Equation: TowingCount = -569.11 + 2.01*(ArrestCount)

Age vs. Vehicle Theft Rate

The scatter plot shows how the age of offenders might influence vehicle theft rates by comparing the average age of those arrested to the frequency of stolen vehicles. The downward-sloping regression line shows a negative correlation, suggesting that districts with a younger criminal demographic often experience higher rates of auto theft. While the p-value of 0.052 is just slightly above the traditional 0.05 threshold, the null hypothesis has technically fail to reject. However, the Adjusted R^2 value of 0.357 indicates that the average age of offenders explains about 35.7% of the differences in theft rates between districts, which defined age is still an unavoidable, strong factor in explaining the variance.

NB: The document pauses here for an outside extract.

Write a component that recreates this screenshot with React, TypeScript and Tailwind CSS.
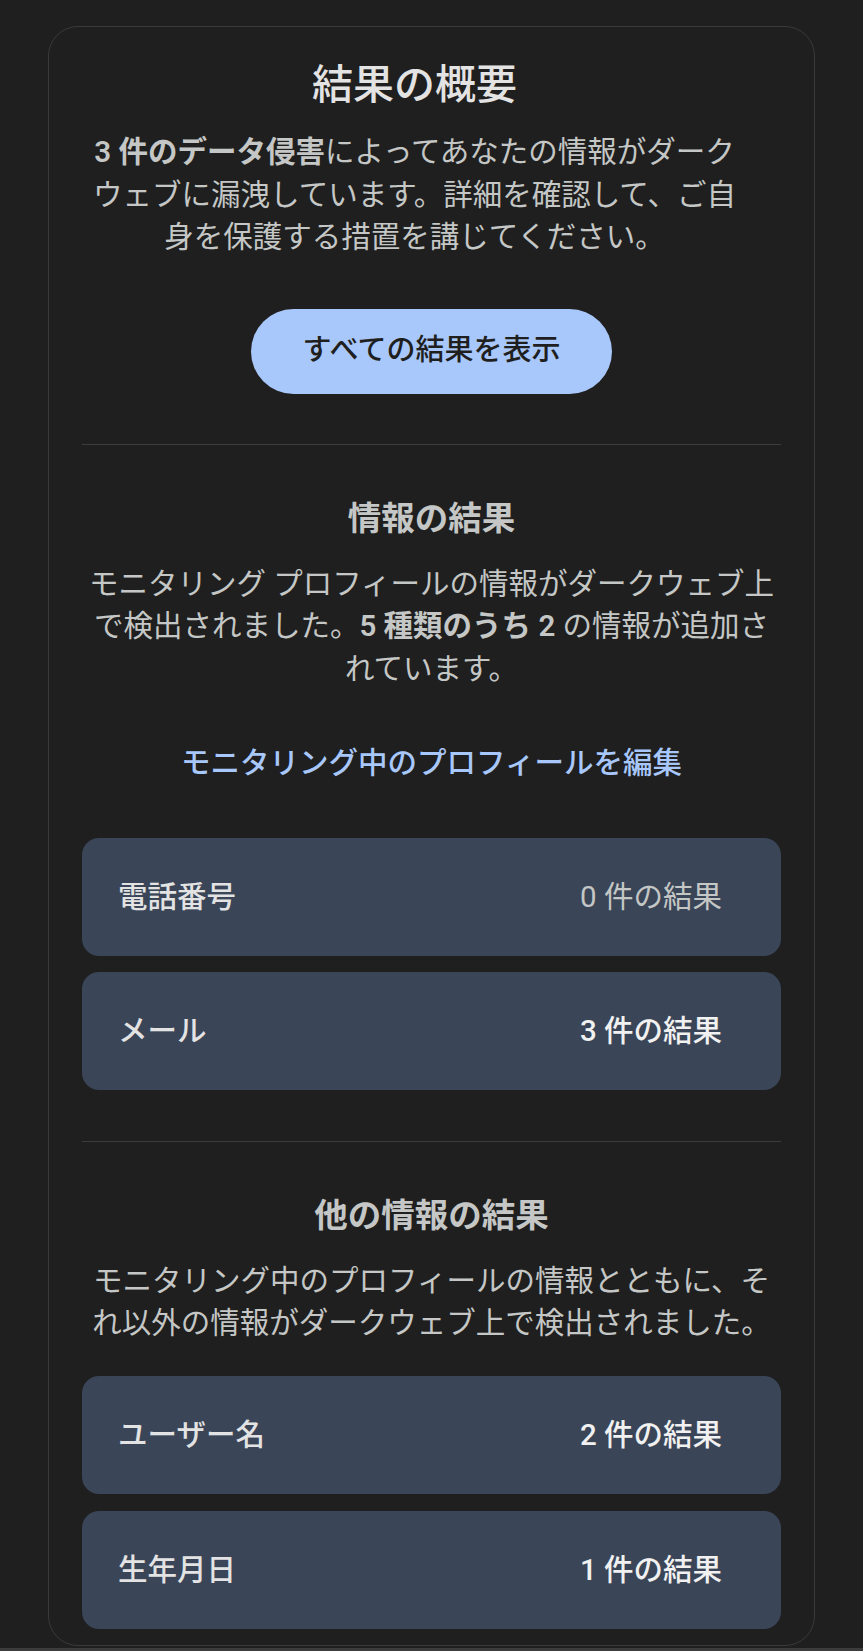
export default function App() {
  const rows1 = [
    { label: "電話番号", count: "0 件の結果", zero: true },
    { label: "メール", count: "3 件の結果", zero: false },
  ];
  const rows2 = [
    { label: "ユーザー名", count: "2 件の結果", zero: false },
    { label: "生年月日", count: "1 件の結果", zero: false },
  ];

  const Row = ({ label, count, zero }: { label: string; count: string; zero: boolean }) => (
    <div className="flex h-[118px] items-center justify-between rounded-[17px] bg-[#3a4558] pl-[36px] pr-[59px] text-[29.5px] leading-[42px]">
      <span className="font-medium text-[#e3e3e3]">{label}</span>
      <span className={zero ? "text-[#c4c7c5]" : "font-medium text-[#f1f1f1]"}>{count}</span>
    </div>
  );

  return (
    <div
      className="flex min-h-[1651px] w-full flex-col bg-[#1f1f1f]"
      style={{ fontFamily: "Roboto, 'Noto Sans CJK JP', sans-serif" }}
    >
      <div className="mx-[48px] mt-[26px] h-[1620px] rounded-[30px] border border-[#3a3a3a] px-[33px] pt-[32px]">
        {/* overview */}
        <div className="flex flex-col items-center pr-[34px] text-center">
          <h1 className="text-[41px] font-medium leading-[52px] text-[#e3e3e3]">結果の概要</h1>
          <p className="mt-[20px] text-[29.5px] leading-[42.5px] text-[#c4c7c5]">
            <span className="font-semibold">3 件のデータ侵害</span>
            によってあなたの情報がダークウェブに漏洩しています。詳細を確認して、ご自身を保護する措置を講じてください。
          </p>
        </div>
        <div className="mt-[50px] flex justify-center">
          <button className="h-[85px] w-[361px] rounded-full bg-[#a8c7fa] text-[29px] font-medium text-[#1f1f1f]">
            すべての結果を表示
          </button>
        </div>

        <div className="mt-[50px] h-px bg-[#3c3c3c]" />

        {/* profile results */}
        <div className="flex flex-col items-center text-center">
          <h2 className="mt-[52px] text-[33.5px] font-bold leading-[44px] text-[#c4c7c5]">情報の結果</h2>
          <p className="mt-[22px] text-[29.5px] leading-[42.5px] text-[#c4c7c5]">
            モニタリング プロフィールの情報がダークウェブ上で検出されました。
            <span className="font-semibold">5 種類のうち 2</span>
            {" の情報が追加されています。"}
          </p>
          <a className="mt-[52px] text-[29.5px] font-medium leading-[42.5px] text-[#a8c7fa]">
            モニタリング中のプロフィールを編集
          </a>
        </div>
        <div className="mt-[53px] flex flex-col gap-[16px]">
          {rows1.map((r) => (
            <Row key={r.label} {...r} />
          ))}
        </div>

        <div className="mt-[51px] h-px bg-[#3c3c3c]" />

        {/* other results */}
        <div className="flex flex-col items-center text-center">
          <h2 className="mt-[52px] text-[33.5px] font-bold leading-[44px] text-[#c4c7c5]">他の情報の結果</h2>
          <p className="mt-[22px] text-[29.5px] leading-[42.5px] text-[#c4c7c5]">
            モニタリング中のプロフィールの情報とともに、それ以外の情報がダークウェブ上で検出されました。
          </p>
        </div>
        <div className="mt-[31px] flex flex-col gap-[17px]">
          {rows2.map((r) => (
            <Row key={r.label} {...r} />
          ))}
        </div>
      </div>
      <div className="mt-auto h-[3px] bg-[#3c3c3c]" />
    </div>
  );
}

Equation: Stolen rate = 238.731 - 6.451*(average age)

Cost Distribution by District

The boxplot highlights significant financial disparities in vehicle retrieval costs across the city. By limiting the Y-axis at $1,000, the visualization reveals that the Northeast district has a significantly wider spread of paid amounts compared to other regions, indicating much higher volatility in costs. While most districts maintain relatively low median costs, the presence of numerous high-value outliers suggests that retrieval fees are not distributed evenly across Baltimore. These variations likely point to differing regional policies or administrative practices rather than random chance.

For the conclusion, this analysis proves that towing in Baltimore is meaningfully connected to the city’s criminal landscape. From the initial mapping challenges to the final visualizations, it is clear that geographic location significantly impacts both the likelihood of a vehicle being towed and the financial burden of recovering it. Furthermore, I also feel that incorporating data on living standards by district, such as rent and income rates, with the towing data could have led to even more meaningful results. While we haven’t formally studied ANOVA in our current coursework, the visual evidence and regression models suggest that these patterns are systematic indicators of how the city operates.